REQUEST: Copy the data that follows, character for character, minus the pictures.
=======
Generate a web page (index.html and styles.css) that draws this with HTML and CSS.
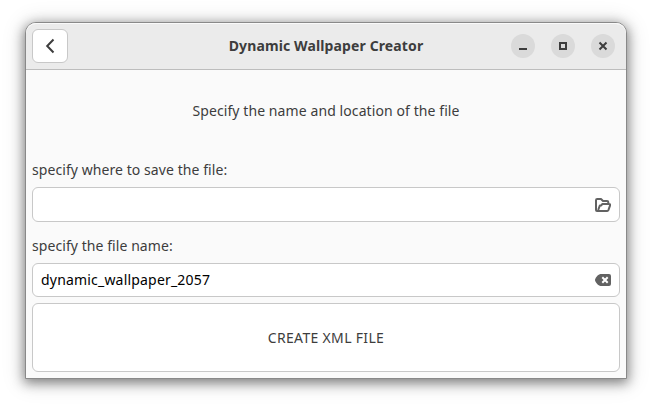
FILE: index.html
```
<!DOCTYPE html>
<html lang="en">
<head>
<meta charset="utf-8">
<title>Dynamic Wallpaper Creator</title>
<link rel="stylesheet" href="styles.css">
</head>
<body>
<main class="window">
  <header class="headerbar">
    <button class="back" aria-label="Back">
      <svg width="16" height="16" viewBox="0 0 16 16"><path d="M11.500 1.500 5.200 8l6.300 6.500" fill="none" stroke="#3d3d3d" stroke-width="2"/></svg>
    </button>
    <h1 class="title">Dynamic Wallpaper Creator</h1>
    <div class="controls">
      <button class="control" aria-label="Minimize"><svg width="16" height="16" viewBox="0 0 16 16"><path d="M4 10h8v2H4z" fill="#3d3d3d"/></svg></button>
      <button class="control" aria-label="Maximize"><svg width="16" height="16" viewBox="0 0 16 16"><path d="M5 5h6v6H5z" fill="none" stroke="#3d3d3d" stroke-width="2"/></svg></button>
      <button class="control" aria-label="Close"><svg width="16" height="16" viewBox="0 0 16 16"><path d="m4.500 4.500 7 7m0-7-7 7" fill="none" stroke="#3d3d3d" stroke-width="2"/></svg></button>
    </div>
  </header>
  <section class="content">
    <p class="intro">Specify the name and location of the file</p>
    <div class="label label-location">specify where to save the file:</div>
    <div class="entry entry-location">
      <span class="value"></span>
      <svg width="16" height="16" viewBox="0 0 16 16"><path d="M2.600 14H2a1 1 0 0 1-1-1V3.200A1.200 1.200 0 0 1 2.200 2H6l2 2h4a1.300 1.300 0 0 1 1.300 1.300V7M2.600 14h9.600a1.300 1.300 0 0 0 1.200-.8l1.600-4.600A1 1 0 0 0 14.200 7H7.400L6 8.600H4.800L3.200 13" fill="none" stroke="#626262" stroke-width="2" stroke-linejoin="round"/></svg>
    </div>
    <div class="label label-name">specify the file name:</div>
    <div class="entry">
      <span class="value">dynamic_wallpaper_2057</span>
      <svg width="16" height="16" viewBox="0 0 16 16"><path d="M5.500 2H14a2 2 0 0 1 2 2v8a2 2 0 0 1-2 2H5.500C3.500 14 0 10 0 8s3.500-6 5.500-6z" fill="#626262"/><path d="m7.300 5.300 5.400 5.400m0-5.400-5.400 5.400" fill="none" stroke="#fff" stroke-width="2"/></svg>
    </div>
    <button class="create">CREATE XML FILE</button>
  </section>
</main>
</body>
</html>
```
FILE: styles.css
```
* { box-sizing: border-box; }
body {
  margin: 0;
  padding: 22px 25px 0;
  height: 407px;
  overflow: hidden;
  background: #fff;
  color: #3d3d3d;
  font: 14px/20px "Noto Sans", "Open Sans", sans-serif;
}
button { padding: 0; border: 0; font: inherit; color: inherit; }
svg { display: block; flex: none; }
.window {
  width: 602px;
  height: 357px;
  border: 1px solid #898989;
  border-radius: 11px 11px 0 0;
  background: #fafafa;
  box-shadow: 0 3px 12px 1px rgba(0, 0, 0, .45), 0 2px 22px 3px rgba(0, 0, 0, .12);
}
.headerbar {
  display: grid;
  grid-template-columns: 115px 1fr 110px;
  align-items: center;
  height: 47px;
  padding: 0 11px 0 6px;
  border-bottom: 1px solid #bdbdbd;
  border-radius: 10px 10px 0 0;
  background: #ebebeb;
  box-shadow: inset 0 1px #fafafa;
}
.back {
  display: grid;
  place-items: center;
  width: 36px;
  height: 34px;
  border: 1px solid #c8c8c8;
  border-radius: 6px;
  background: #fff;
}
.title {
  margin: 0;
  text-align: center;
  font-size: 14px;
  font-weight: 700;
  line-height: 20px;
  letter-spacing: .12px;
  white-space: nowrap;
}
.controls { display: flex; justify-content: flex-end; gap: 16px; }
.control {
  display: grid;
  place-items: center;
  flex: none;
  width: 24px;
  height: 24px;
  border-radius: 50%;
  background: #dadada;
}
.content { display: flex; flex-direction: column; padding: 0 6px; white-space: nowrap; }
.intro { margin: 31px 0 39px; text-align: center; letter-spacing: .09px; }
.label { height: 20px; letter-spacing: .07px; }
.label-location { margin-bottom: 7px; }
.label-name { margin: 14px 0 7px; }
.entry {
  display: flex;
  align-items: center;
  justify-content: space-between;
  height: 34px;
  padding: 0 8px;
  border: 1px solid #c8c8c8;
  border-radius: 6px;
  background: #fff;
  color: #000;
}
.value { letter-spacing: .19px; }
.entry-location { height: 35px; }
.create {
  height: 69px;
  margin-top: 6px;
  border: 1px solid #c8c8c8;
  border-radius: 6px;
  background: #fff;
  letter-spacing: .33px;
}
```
=======
COMPLETE RESPONSE:
Generate a web page (index.html and styles.css) that draws this with HTML and CSS.
FILE: index.html
```
<!DOCTYPE html>
<html lang="en">
<head>
<meta charset="utf-8">
<title>Dynamic Wallpaper Creator</title>
<link rel="stylesheet" href="styles.css">
</head>
<body>
<main class="window">
  <header class="headerbar">
    <button class="back" aria-label="Back">
      <svg width="16" height="16" viewBox="0 0 16 16"><path d="M11.500 1.500 5.200 8l6.300 6.500" fill="none" stroke="#3d3d3d" stroke-width="2"/></svg>
    </button>
    <h1 class="title">Dynamic Wallpaper Creator</h1>
    <div class="controls">
      <button class="control" aria-label="Minimize"><svg width="16" height="16" viewBox="0 0 16 16"><path d="M4 10h8v2H4z" fill="#3d3d3d"/></svg></button>
      <button class="control" aria-label="Maximize"><svg width="16" height="16" viewBox="0 0 16 16"><path d="M5 5h6v6H5z" fill="none" stroke="#3d3d3d" stroke-width="2"/></svg></button>
      <button class="control" aria-label="Close"><svg width="16" height="16" viewBox="0 0 16 16"><path d="m4.500 4.500 7 7m0-7-7 7" fill="none" stroke="#3d3d3d" stroke-width="2"/></svg></button>
    </div>
  </header>
  <section class="content">
    <p class="intro">Specify the name and location of the file</p>
    <div class="label label-location">specify where to save the file:</div>
    <div class="entry entry-location">
      <span class="value"></span>
      <svg width="16" height="16" viewBox="0 0 16 16"><path d="M2.600 14H2a1 1 0 0 1-1-1V3.200A1.200 1.200 0 0 1 2.200 2H6l2 2h4a1.300 1.300 0 0 1 1.300 1.300V7M2.600 14h9.600a1.300 1.300 0 0 0 1.200-.8l1.600-4.600A1 1 0 0 0 14.200 7H7.400L6 8.600H4.800L3.200 13" fill="none" stroke="#626262" stroke-width="2" stroke-linejoin="round"/></svg>
    </div>
    <div class="label label-name">specify the file name:</div>
    <div class="entry">
      <span class="value">dynamic_wallpaper_2057</span>
      <svg width="16" height="16" viewBox="0 0 16 16"><path d="M5.500 2H14a2 2 0 0 1 2 2v8a2 2 0 0 1-2 2H5.500C3.500 14 0 10 0 8s3.500-6 5.500-6z" fill="#626262"/><path d="m7.300 5.300 5.400 5.400m0-5.400-5.400 5.400" fill="none" stroke="#fff" stroke-width="2"/></svg>
    </div>
    <button class="create">CREATE XML FILE</button>
  </section>
</main>
</body>
</html>
```
FILE: styles.css
```
* { box-sizing: border-box; }
body {
  margin: 0;
  padding: 22px 25px 0;
  height: 407px;
  overflow: hidden;
  background: #fff;
  color: #3d3d3d;
  font: 14px/20px "Noto Sans", "Open Sans", sans-serif;
}
button { padding: 0; border: 0; font: inherit; color: inherit; }
svg { display: block; flex: none; }
.window {
  width: 602px;
  height: 357px;
  border: 1px solid #898989;
  border-radius: 11px 11px 0 0;
  background: #fafafa;
  box-shadow: 0 3px 12px 1px rgba(0, 0, 0, .45), 0 2px 22px 3px rgba(0, 0, 0, .12);
}
.headerbar {
  display: grid;
  grid-template-columns: 115px 1fr 110px;
  align-items: center;
  height: 47px;
  padding: 0 11px 0 6px;
  border-bottom: 1px solid #bdbdbd;
  border-radius: 10px 10px 0 0;
  background: #ebebeb;
  box-shadow: inset 0 1px #fafafa;
}
.back {
  display: grid;
  place-items: center;
  width: 36px;
  height: 34px;
  border: 1px solid #c8c8c8;
  border-radius: 6px;
  background: #fff;
}
.title {
  margin: 0;
  text-align: center;
  font-size: 14px;
  font-weight: 700;
  line-height: 20px;
  letter-spacing: .12px;
  white-space: nowrap;
}
.controls { display: flex; justify-content: flex-end; gap: 16px; }
.control {
  display: grid;
  place-items: center;
  flex: none;
  width: 24px;
  height: 24px;
  border-radius: 50%;
  background: #dadada;
}
.content { display: flex; flex-direction: column; padding: 0 6px; white-space: nowrap; }
.intro { margin: 31px 0 39px; text-align: center; letter-spacing: .09px; }
.label { height: 20px; letter-spacing: .07px; }
.label-location { margin-bottom: 7px; }
.label-name { margin: 14px 0 7px; }
.entry {
  display: flex;
  align-items: center;
  justify-content: space-between;
  height: 34px;
  padding: 0 8px;
  border: 1px solid #c8c8c8;
  border-radius: 6px;
  background: #fff;
  color: #000;
}
.value { letter-spacing: .19px; }
.entry-location { height: 35px; }
.create {
  height: 69px;
  margin-top: 6px;
  border: 1px solid #c8c8c8;
  border-radius: 6px;
  background: #fff;
  letter-spacing: .33px;
}
```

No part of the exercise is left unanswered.